Even the basics can inspire some choice giggles. I end up laughing every time I remember that Meat is the in-game currency, especially after taking the rigmarole of justifications contradicting themselves. Yes, Meat is the currency, but you don't kill any of the monsters. You just beat them up and take their stuff! But where did you get the yeti skin? The yeti was carrying it, of course!
The meat currency is perfectly lampshaded by the description of a huge gold coin from a faux-video game dungeon
A gold coin the size of your face is probably the most impractical form of currency you've ever encountered. Oh, wait — meat. Right.
The new Copperhead Club subquest (part of the ridiculously huge and circuitous MacGuffin Quest) brings a whole new meaning to jackassery. The proprietor of the club poisons you no less than three times. Not even one right after the other. He gives you an antidote each time you complete a leg of the subquest, and then tricks you into drinking poison again each time. When you switch champagne glasses to not get poisoned a second time, he reveals he poisoned his own glass. The third time, you refuse to drink from his "Totally Not Poisoned" champagne bottle and take a drink from your personal flask instead, only to reveal he swapped it for a poisoned flask! The sheer ludicrousness of the guy's jovialasshattery is matched only by your character's mounting fury, culminating in you beating nine circles of hell out of him until he finally gives you the item you need.
One optional quest has you playing the role of the Wicked Stepmother during Cinderella's ball, determined to find ways to humiliate her without it looking bad on yourself. You can...
Frame her for stealing
Drug her with booze or laudanum
Trigger her allergies with carnations, and taint the soap she uses to wash up with.
Make her trip while dancing
Drug her with ipecac and cause her to throw up, either in her purse, a punchbowl, or right on Prince Charming
Or any combination of the above. Black Comedy at it's finest.
The "Roll of Toilet Paper" item can be used to TP another player's campsite. If they don't have a dwelling set up at their campsite, you get this message
[Playername] hasn't got a tent or house, so you just start randomly tossing your toilet paper all over the ground where you think [they] sleeps. That was mean — you shouldn't make fun of poor people.
The "Brick" is used in the same way, thrown through a player's window to deliver a message. If they don't have a window...
[Playername] hasn't got a tent or house, so you just throw the brick at [them] when [they] aren't looking. It hits [them] in the face. That was mean — you shouldn't make fun of poor people.
The Sea Monkees quest has you rescuing members of the eponymous family from various dangers under the sea. Grandpa Sea Monkee is in a different pickle depending on your class. Accordion Thieves find him tinkering with a jukebox in a Dive Bar, which he tries to repair ala The Fonz. Unfortunately he misses and hits the glass casing, shattering it and causing the whole thing to implode.

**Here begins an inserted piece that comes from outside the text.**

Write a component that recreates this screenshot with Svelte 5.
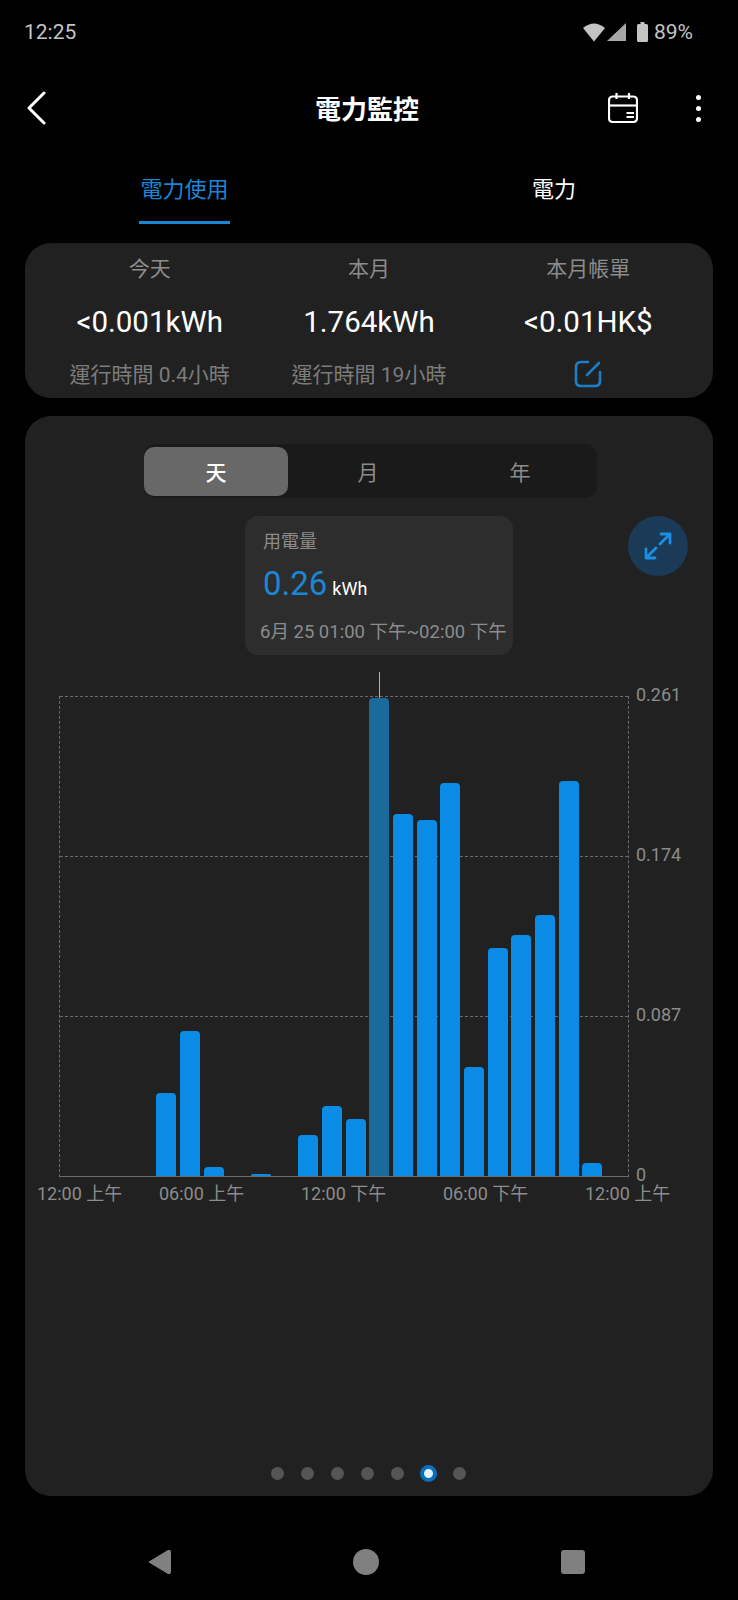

Grandpa Sea Monkee in general is a fountain of gags. His purpose in the game is to give lengthy stories that unlock content when asked about key words. When asked about "Grandma", he replies:
Grandpa No, whippersnapper, I'm Grandpa Sea Monkee. Look, if you can't tell the difference, I certainly ain't the one to teach you. Don't you have parents? Or pornography?

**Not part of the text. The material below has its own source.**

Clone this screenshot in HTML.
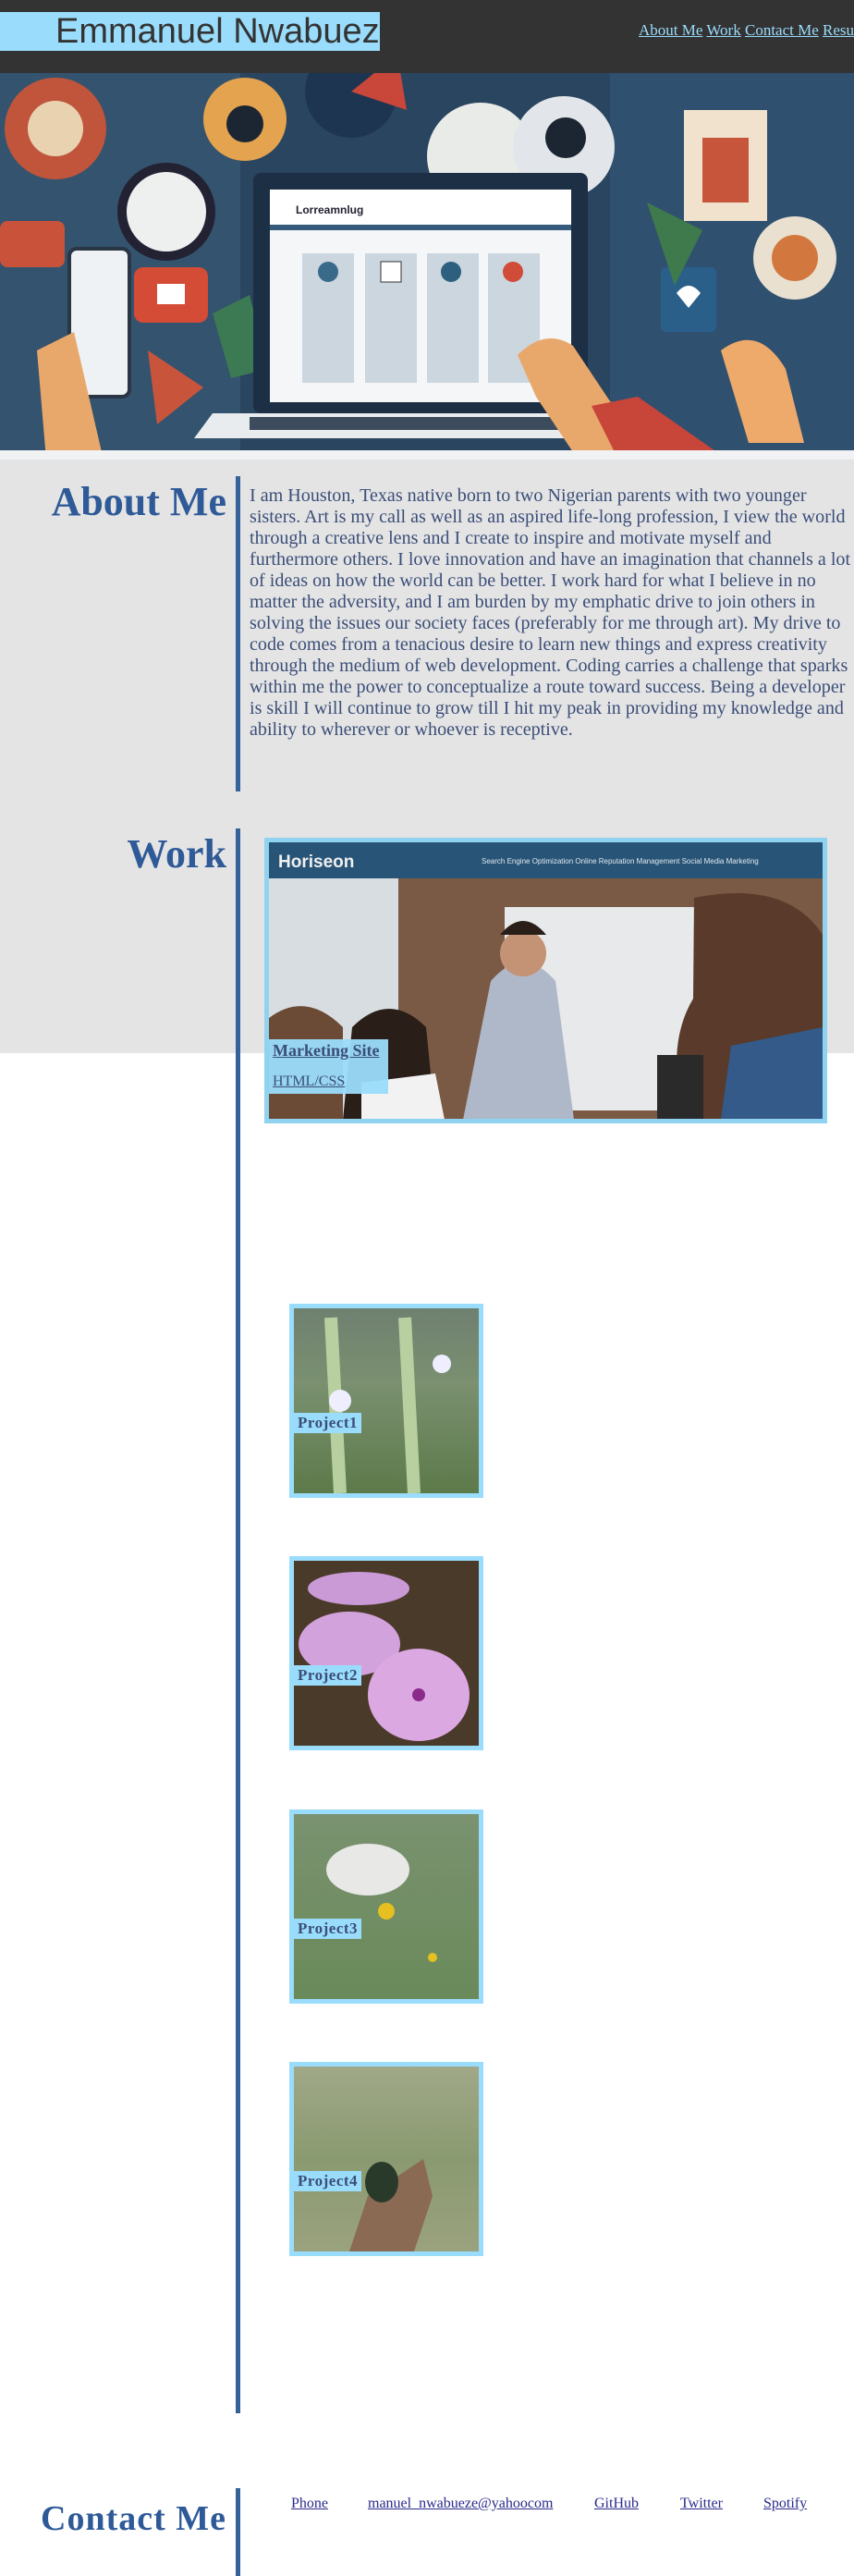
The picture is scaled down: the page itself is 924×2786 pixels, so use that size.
<!DOCTYPE html>
<html><head><meta charset="utf-8"><style>
*{margin:0;padding:0;box-sizing:border-box}
body{width:924px;height:2786px;background:#fff;font-family:"Liberation Serif",serif;position:relative;overflow:hidden}
.hdr{position:absolute;left:0;top:0;width:924px;height:79px;background:#333}
.name{position:absolute;left:0;top:13px;width:411px;height:42px;background:#9adcfb;color:#333;font-family:"Liberation Sans",sans-serif;font-size:38px;line-height:42px;padding-left:60px;white-space:nowrap}
.nav{position:absolute;left:691px;top:23px;white-space:nowrap;font-size:17px}
.nav a{color:#9adcfb;text-decoration:underline}
.hero{position:absolute;left:0;top:79px;width:924px;height:418px}
.gray{position:absolute;left:0;top:497px;width:924px;height:642px;background:#e4e4e4}
.bar{position:absolute;left:255px;width:5px;background:#36629a}
h2{position:absolute;right:679px;color:#2f5a98;font-weight:bold;font-size:44px;white-space:nowrap}
.about{position:absolute;left:270px;top:525px;width:652px;font-size:20.1px;line-height:23px;color:#3b4e78}
.mk{position:absolute;left:286px;top:906px;width:609px;height:309px;border:5px solid #8fd3f0;overflow:hidden}
.lab{position:absolute;left:0;top:213px;width:129px;height:59px;background:rgba(154,220,251,.95);padding:2px 4px}
.lab a{color:#3b4e78;display:block}
.pj{position:absolute;left:313px;width:210px;height:210px;border:5px solid #9adcfb;overflow:hidden}
.pj span{position:absolute;left:0;top:113px;background:#9adcfb;color:#3b4e78;font-weight:bold;font-size:17px;padding:0 4px;line-height:22px;letter-spacing:.5px}
.cl{position:absolute;top:2699px;font-size:16px;color:#2a2a8c;text-decoration:underline;white-space:nowrap}
</style></head><body>
<div class="hdr"><div class="name">Emmanuel Nwabueze</div>
<div class="nav"><a>About Me</a> <a>Work</a> <a>Contact Me</a> <a>Resume</a></div></div>

<svg class="hero" viewBox="0 0 924 418" preserveAspectRatio="none">
<rect width="924" height="418" fill="#2a4560"/>
<rect x="0" y="0" width="260" height="418" fill="#34536f"/>
<rect x="660" y="0" width="264" height="418" fill="#30506f"/>
<circle cx="60" cy="60" r="55" fill="#c0553b"/><circle cx="60" cy="60" r="30" fill="#e8d2b0"/>
<circle cx="180" cy="150" r="48" fill="#eef0f0" stroke="#223" stroke-width="10"/>
<circle cx="265" cy="50" r="45" fill="#e3a34f"/><circle cx="265" cy="55" r="20" fill="#1c2633"/>
<circle cx="380" cy="20" r="50" fill="#1d3550"/><path d="M380 20 L430 -20 L440 40Z" fill="#c8463a"/>
<circle cx="520" cy="90" r="58" fill="#e9ebe8"/><circle cx="610" cy="80" r="55" fill="#e2e6ea"/><circle cx="612" cy="70" r="22" fill="#1c2633"/>
<rect x="740" y="40" width="90" height="120" fill="#f0e2cc"/><rect x="760" y="70" width="50" height="70" fill="#c6553b"/>
<rect x="0" y="160" width="70" height="50" rx="8" fill="#c8533a"/>
<rect x="145" y="210" width="80" height="60" rx="10" fill="#d44b36"/><rect x="170" y="228" width="30" height="22" fill="#fff"/>
<circle cx="860" cy="200" r="45" fill="#e9e0d0"/><circle cx="860" cy="200" r="25" fill="#d2773d"/>
<rect x="715" y="210" width="60" height="70" rx="6" fill="#2a5f8a"/><path d="M732 238 q13 -16 26 0 l-13 16z" fill="#fff"/>
<path d="M700 140 l60 30 l-30 60z" fill="#3e7a4b"/><path d="M160 300 l60 40 l-50 40z" fill="#c8553b"/>
<path d="M230 260 l40 -20 l20 80 l-40 10z" fill="#3b7a52"/>
<rect x="274" y="108" width="362" height="260" rx="8" fill="#1d2f45"/>
<rect x="292" y="126" width="326" height="230" fill="#f4f6f8"/>
<rect x="292" y="126" width="326" height="38" fill="#fff"/><rect x="292" y="164" width="326" height="6" fill="#355a7c"/>
<text x="320" y="152" font-family="Liberation Sans" font-size="12" font-weight="bold" fill="#223">Lorreamnlug</text>
<rect x="327" y="195" width="56" height="140" fill="#cbd6df"/><rect x="395" y="195" width="56" height="140" fill="#cbd6df"/>
<rect x="462" y="195" width="56" height="140" fill="#cbd6df"/><rect x="528" y="195" width="56" height="140" fill="#cbd6df"/>
<circle cx="355" cy="215" r="11" fill="#3a6a8a"/><circle cx="488" cy="215" r="11" fill="#2d5f7f"/><circle cx="555" cy="215" r="11" fill="#d04b38"/><rect x="412" y="204" width="22" height="22" fill="#fff" stroke="#333"/>
<path d="M230 368 L680 368 L700 395 L210 395Z" fill="#e8ecef"/><rect x="270" y="372" width="370" height="14" fill="#3c4c5c"/>
<path d="M560 305 q30 -30 60 -10 l40 60 l60 30 l20 25 l-120 0 l-40 -60z" fill="#e9a86b"/>
<path d="M640 360 l50 -10 l100 70 l-120 0z" fill="#c8453a"/>
<path d="M780 300 q40 -30 70 20 l20 80 l-60 0z" fill="#eeaa6a"/>
<rect x="75" y="190" width="65" height="160" rx="8" fill="#eef2f5" stroke="#2a3644" stroke-width="4"/>
<path d="M40 300 l40 -20 l30 130 l-60 8z" fill="#e9a86b"/>
<rect x="0" y="408" width="924" height="10" fill="#f0f2f4"/>
</svg>

<div class="gray"></div>
<div class="bar" style="top:515px;height:341px"></div>
<h2 style="top:517px">About Me</h2>
<p class="about">I am Houston, Texas native born to two Nigerian parents with two younger sisters. Art is my call as well as an aspired life-long profession, I view the world through a creative lens and I create to inspire and motivate myself and furthermore others. I love innovation and have an imagination that channels a lot of ideas on how the world can be better. I work hard for what I believe in no matter the adversity, and I am burden by my emphatic drive to join others in solving the issues our society faces (preferably for me through art). My drive to code comes from a tenacious desire to learn new things and express creativity through the medium of web development. Coding carries a challenge that sparks within me the power to conceptualize a route toward success. Being a developer is skill I will continue to grow till I hit my peak in providing my knowledge and ability to wherever or whoever is receptive.</p>

<div class="bar" style="top:896px;height:1714px"></div>
<h2 style="top:898px">Work</h2>
<div class="mk">
<svg width="599" height="299" viewBox="0 0 599 299" style="position:absolute;left:0;top:0">
<rect width="599" height="299" fill="#7a5a44"/>
<rect width="599" height="39" fill="#285577"/>
<text x="10" y="27" font-family="Liberation Sans" font-size="19" font-weight="bold" fill="#f0f0f0">Horiseon</text>
<text x="230" y="23" font-family="Liberation Sans" font-size="8" fill="#e0e6ee">Search Engine Optimization    Online Reputation Management    Social Media Marketing</text>
<rect x="0" y="39" width="140" height="260" fill="#d8dde2"/>
<rect x="255" y="70" width="250" height="220" fill="#e7e9ea"/>
<path d="M0 190 q40 -30 80 10 l0 100 l-80 0z" fill="#6b4a36"/>
<path d="M90 200 q40 -40 80 0 l10 100 l-100 0z" fill="#2a1e18"/>
<path d="M100 260 l80 -10 l10 50 l-90 0z" fill="#f2f2f2"/>
<path d="M240 150 q35 -40 70 0 l20 150 l-120 0z" fill="#aeb8c8"/>
<circle cx="275" cy="120" r="25" fill="#c49274"/><path d="M250 100 q25 -30 50 0z" fill="#2a1e18"/>
<path d="M460 60 q100 -20 139 40 l0 199 l-150 0 q-20 -80 10 -130z" fill="#5a3a2a"/>
<path d="M500 220 l99 -20 l0 99 l-110 0z" fill="#335a88"/>
<rect x="420" y="230" width="50" height="70" fill="#2a2a2a"/>
</svg>
<div class="lab"><a style="font-weight:bold;font-size:18px;text-decoration:underline">Marketing Site</a><a style="font-size:16px;margin-top:14px;text-decoration:underline">HTML/CSS</a></div>
</div>

<div class="pj" style="top:1410px;background:linear-gradient(#6f8070,#7a9070 40%,#5d7a4a)"><svg width="200" height="200" style="position:absolute"><path d="M40 10 l10 190" stroke="#b8d0a0" stroke-width="14"/><path d="M120 10 l10 190" stroke="#b8d0a0" stroke-width="14"/><circle cx="160" cy="60" r="10" fill="#eef"/><circle cx="50" cy="100" r="12" fill="#eef"/></svg><span>Project1</span></div>
<div class="pj" style="top:1683px;background:#4a3a2a"><svg width="200" height="200" style="position:absolute"><ellipse cx="70" cy="30" rx="55" ry="18" fill="#c99ad6"/><ellipse cx="60" cy="90" rx="55" ry="35" fill="#d2a2dc"/><ellipse cx="135" cy="145" rx="55" ry="50" fill="#dca8e2"/><circle cx="135" cy="145" r="7" fill="#8a2a8a"/></svg><span>Project2</span></div>
<div class="pj" style="top:1957px;background:linear-gradient(#7a9270,#6a8a5a)"><svg width="200" height="200" style="position:absolute"><ellipse cx="80" cy="60" rx="45" ry="28" fill="#e8e8e6"/><circle cx="100" cy="105" r="9" fill="#e6c020"/><circle cx="150" cy="155" r="5" fill="#e6c020"/></svg><span>Project3</span></div>
<div class="pj" style="top:2230px;background:linear-gradient(#a0a888,#8a9a70 50%,#9aa27e)"><svg width="200" height="200" style="position:absolute"><path d="M60 200 l20 -60 l60 -40 l10 40 l-20 60z" fill="#8a6a52"/><ellipse cx="95" cy="125" rx="18" ry="22" fill="#2a3a2a"/></svg><span>Project4</span></div>

<div class="bar" style="top:2691px;height:95px"></div>
<h2 style="top:2702px;font-size:38px;letter-spacing:1px">Contact Me</h2>
<a class="cl" style="left:315px">Phone</a>
<a class="cl" style="left:398px">manuel_nwabueze@yahoocom</a>
<a class="cl" style="left:643px">GitHub</a>
<a class="cl" style="left:736px">Twitter</a>
<a class="cl" style="left:826px">Spotify</a>
</body></html>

The hobo selling combat items in Hobopolis plays it reasonably cool on the topic of his wares being for self-defense purposes only...until he gets to his last item.
Shopkeep: "And I've saved the best for last: I call it The Six-Pack of Pain."
You: "This appears to be eight empty beer bottles tied together on the end of a rope."
Shopkeep: "That's right. Ever smash someone in the face with a beer bottle? Concussion, little bits of glass in the eyes, bleeds like crazy! Well with this, you get eight times the bang for your buck, and the rope lets you swing it from a short distance away, so you don't have to get too close to the person that's threatening your life."